Die bedruckten und gefalzten Bogen kommen dann in die Buchbinderei, wo sie genau wie ein Schwarzdruckbuch geheftet und gebunden werden. Einziger Unterschied zum Schwarzdruckbuch: Zwischen jeder Lage findet der Leser einen Falz, damit sich die Punkte im Laufe der Zeit nicht zerdrücken. Auf dem Rücken und dem Buchdeckel, der mit verschiedenen Materialen bezogen werden kann, erscheinen Titel, Autor und Nummer des Bandes in Farb- und Braille-Druck.

Das Braille-Buch ist fertig! Das Standardformat beträgt 27 x 34 cm. Ein Roman von 300 Schwarzschriftseiten kann in Punktschrift durchaus 4 bis 6 Bände (jeder etwa 7 cm dick) füllen. Entsprechend groß müssen die Bücherregale sein.

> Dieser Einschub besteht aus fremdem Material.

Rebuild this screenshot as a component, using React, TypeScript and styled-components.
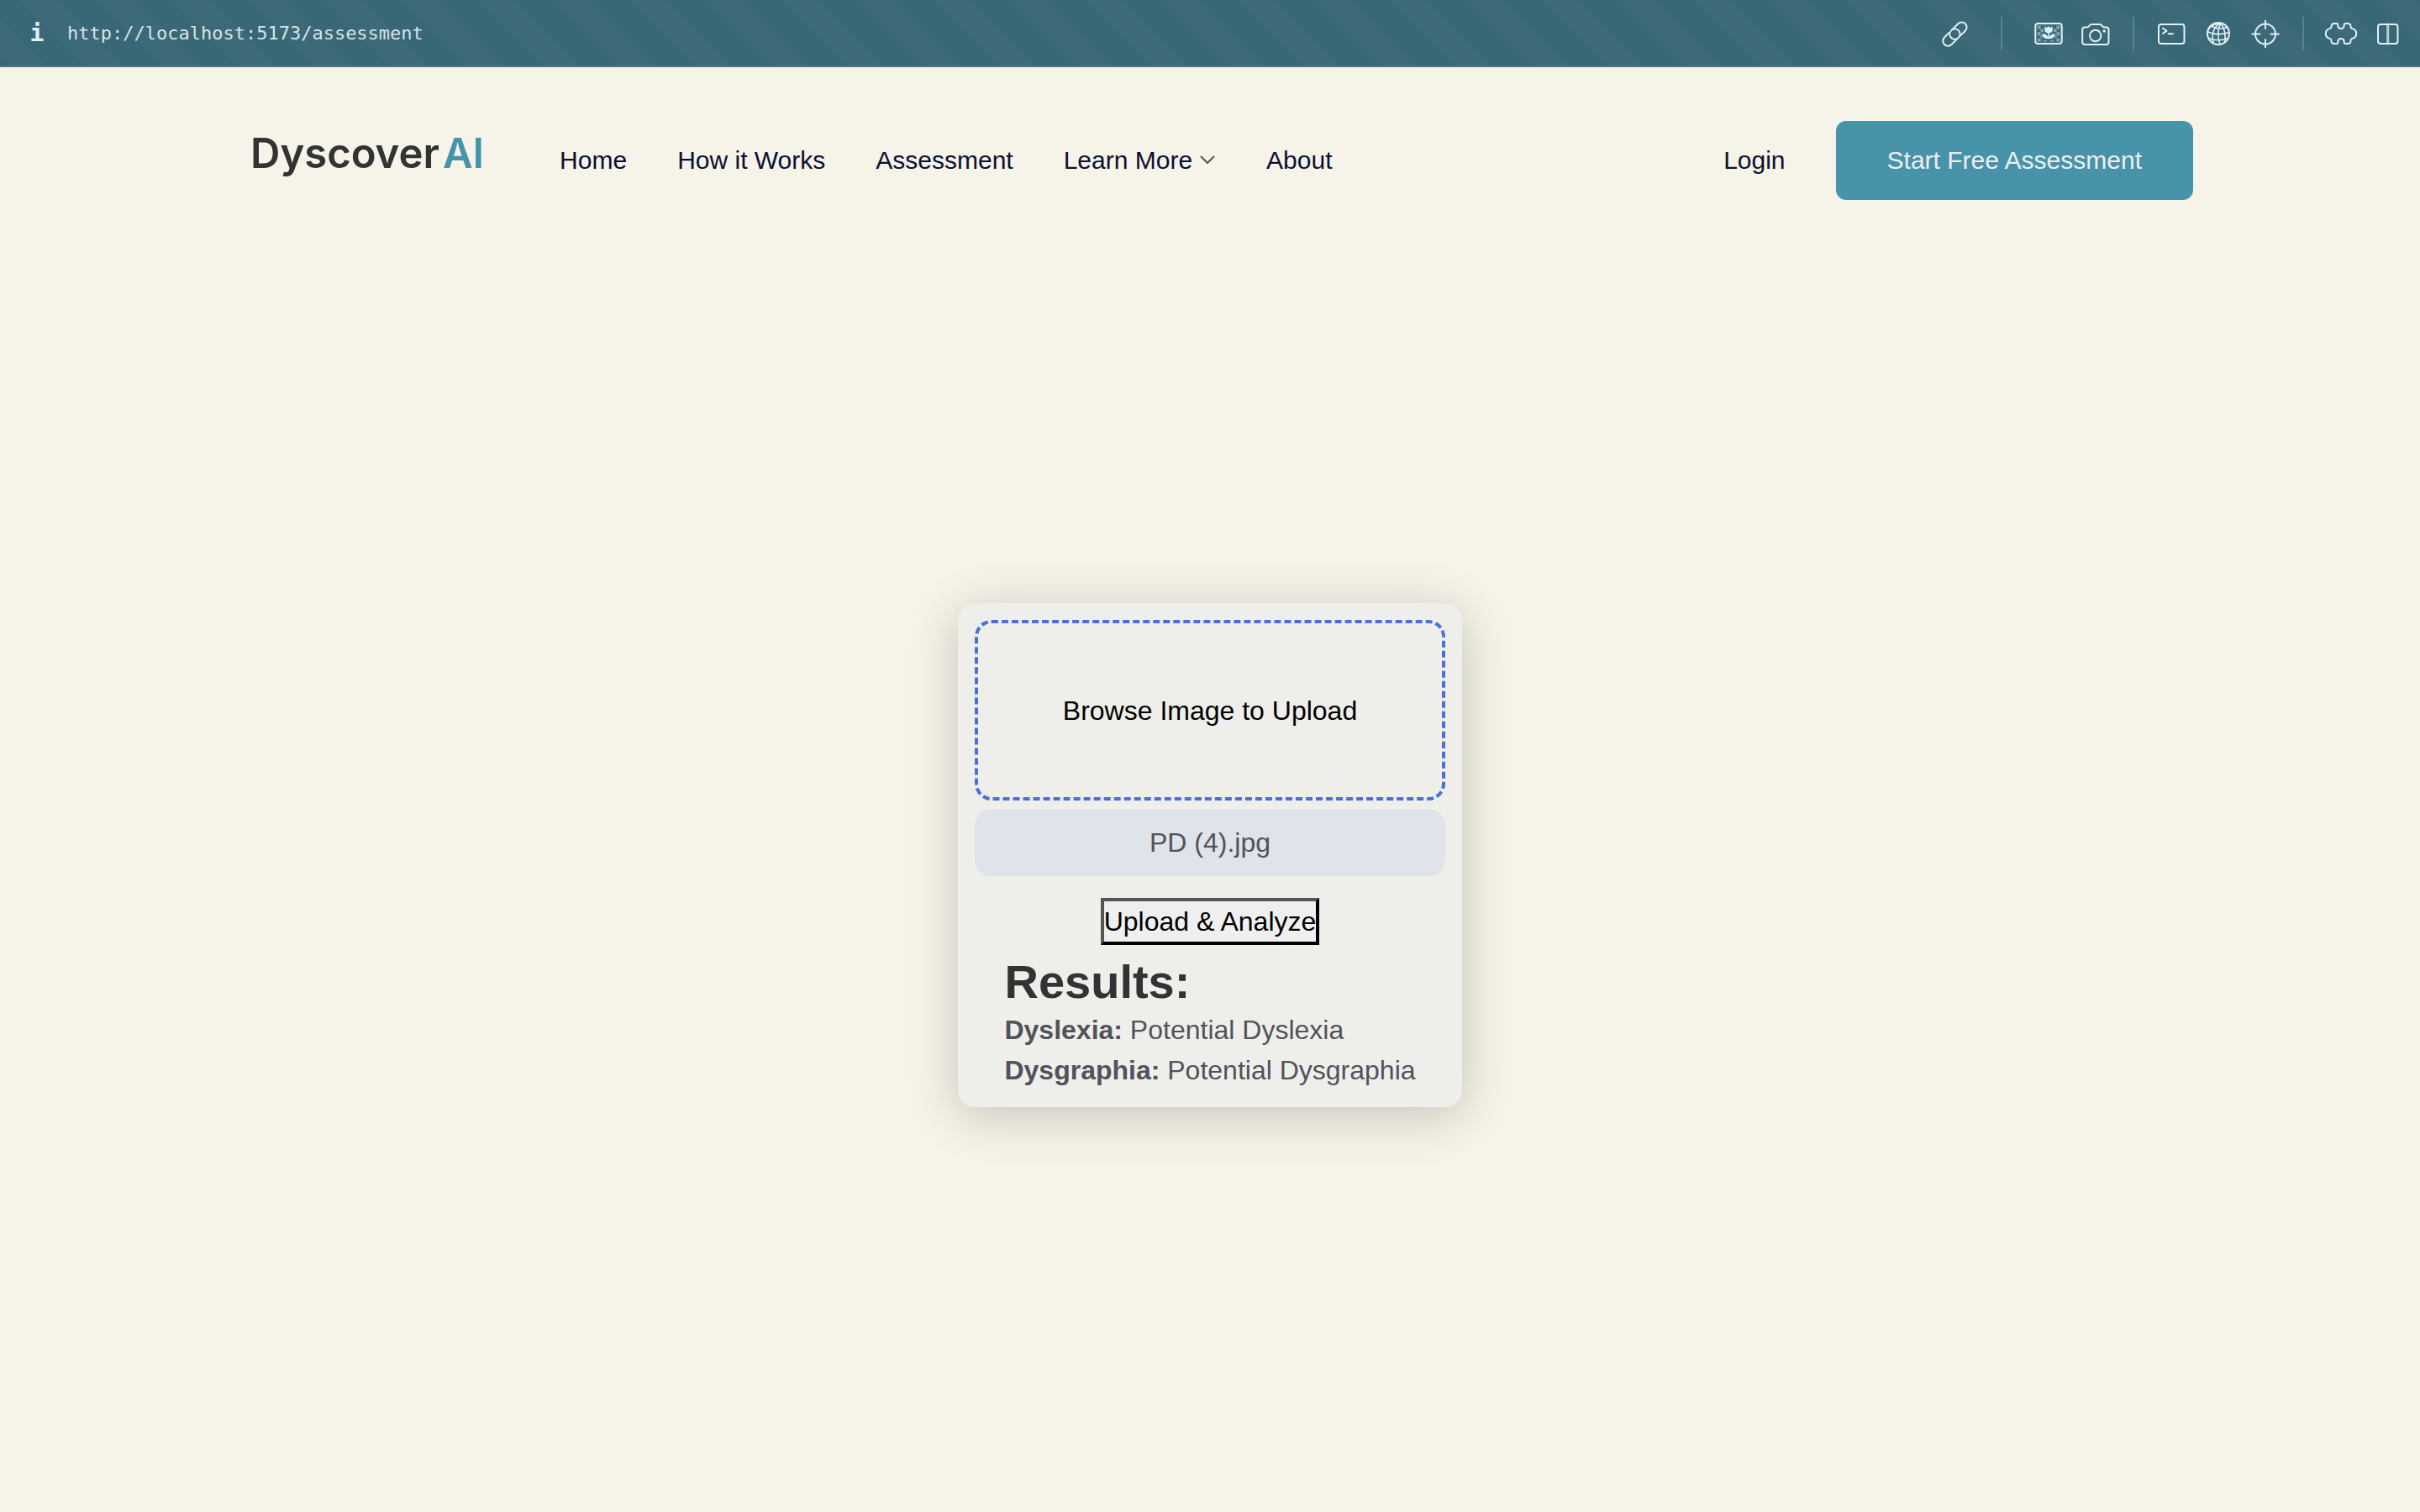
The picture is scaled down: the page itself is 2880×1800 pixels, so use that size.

Reliefs - Die Bilder im Braille-Buch

Das ist kein Druckfehler - es gibt auch Bilder für blinde Menschen. Natürlich müssen diese erhaben dargestellt werden, d. h. die Linien und Flächen eines Schwarzdruckbildes sind im Relief unterschiedlich hoch und verschieden tastbar. Die Darstellungen werden auf das Wesentlichste beschränkt. Bei einem Drachen z. B. dürfen der gezackte Rücken, ein Maul mit scharfen Zähnen und eine züngelnde Zunge nicht fehlen.

Reliefs können aus unterschiedlichen Materialien bestehen. Punktreliefs z. B. entstehen auf Papier. Die Punkte werden hierbei wie bei der Braille-Schrift in das Papier geprägt. Für die meisten Reliefs verarbeitet man Folie aus PVC. Das Material ist gut tast- und haltbar. Die Folie wird auf die zuvor angefertigte Matrize gelegt und mit Hilfe des Vakuumtiefziehverfahrens in ihre entsprechende Form "gezogen".

Es ist zunächst das sinnliche Erlebnis, das jeder Bücherfreund genießt, hält er ein Buch in seinen Händen. Er erfreut sich am Duft des Papiers, fühlt seine Oberfläche, blättert die Seiten.

Erst dann beginnt er die ersten Sätze zu lesen und in die Welt des Buches einzutauchen.

Das Braille-Buch ermöglicht es auch blinden Menschen, dieses bezaubernde sinnliche Erlebnis zu genießen.